▶ Recorded information
▬▬▬▬▬▬▬▬▬▬

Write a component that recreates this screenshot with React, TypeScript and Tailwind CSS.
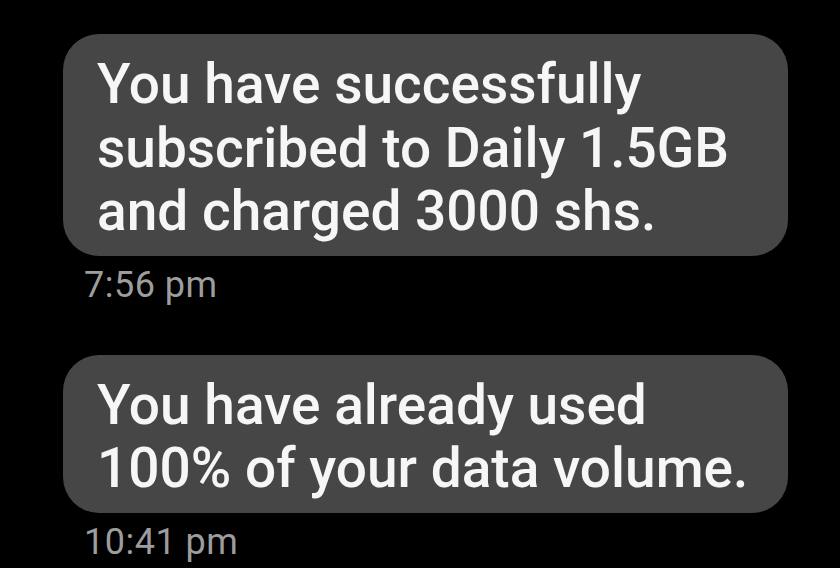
import React from "react";

type Message = {
  text: string[];
  time: string;
};

const messages: Message[] = [
  {
    text: [
      "You have successfully",
      "subscribed to Daily 1.5GB",
      "and charged 3000 shs.",
    ],
    time: "7:56 pm",
  },
  {
    text: ["You have already used", "100% of your data volume."],
    time: "10:41 pm",
  },
];

function Bubble({ message, first }: { message: Message; first: boolean }) {
  return (
    <div className={first ? "" : "mt-[50px]"}>
      <div className="w-[725px] rounded-[36px] bg-[#464646] pl-[34px] pr-[30px] pt-[19px] pb-[12px] text-[55px] leading-[63.5px] font-medium text-[#f6f6f6]">
        {message.text.map((line) => (
          <div key={line} className="whitespace-nowrap">
            {line}
          </div>
        ))}
      </div>
      <div className="mt-[9px] pl-[21px] text-[36px] leading-[40px] tracking-[0.5px] text-[#9d9d9d]">
        {message.time}
      </div>
    </div>
  );
}

export default function App() {
  return (
    <div
      className="h-[568px] w-[840px] overflow-hidden bg-black pl-[63px] pt-[34px]"
      style={{ fontFamily: "Roboto, 'Noto Sans', sans-serif" }}
    >
      {messages.map((m, i) => (
        <Bubble key={m.time} message={m} first={i === 0} />
      ))}
    </div>
  );
}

▬▬▬▬▬▬▬▬▬▬

▶ The request
Leave out the pictures and transcribe everything else exactly.

▶ Exercise answer
Write a component that recreates this screenshot with React, TypeScript and Tailwind CSS.
import React from "react";

type Message = {
  text: string[];
  time: string;
};

const messages: Message[] = [
  {
    text: [
      "You have successfully",
      "subscribed to Daily 1.5GB",
      "and charged 3000 shs.",
    ],
    time: "7:56 pm",
  },
  {
    text: ["You have already used", "100% of your data volume."],
    time: "10:41 pm",
  },
];

function Bubble({ message, first }: { message: Message; first: boolean }) {
  return (
    <div className={first ? "" : "mt-[50px]"}>
      <div className="w-[725px] rounded-[36px] bg-[#464646] pl-[34px] pr-[30px] pt-[19px] pb-[12px] text-[55px] leading-[63.5px] font-medium text-[#f6f6f6]">
        {message.text.map((line) => (
          <div key={line} className="whitespace-nowrap">
            {line}
          </div>
        ))}
      </div>
      <div className="mt-[9px] pl-[21px] text-[36px] leading-[40px] tracking-[0.5px] text-[#9d9d9d]">
        {message.time}
      </div>
    </div>
  );
}

export default function App() {
  return (
    <div
      className="h-[568px] w-[840px] overflow-hidden bg-black pl-[63px] pt-[34px]"
      style={{ fontFamily: "Roboto, 'Noto Sans', sans-serif" }}
    >
      {messages.map((m, i) => (
        <Bubble key={m.time} message={m} first={i === 0} />
      ))}
    </div>
  );
}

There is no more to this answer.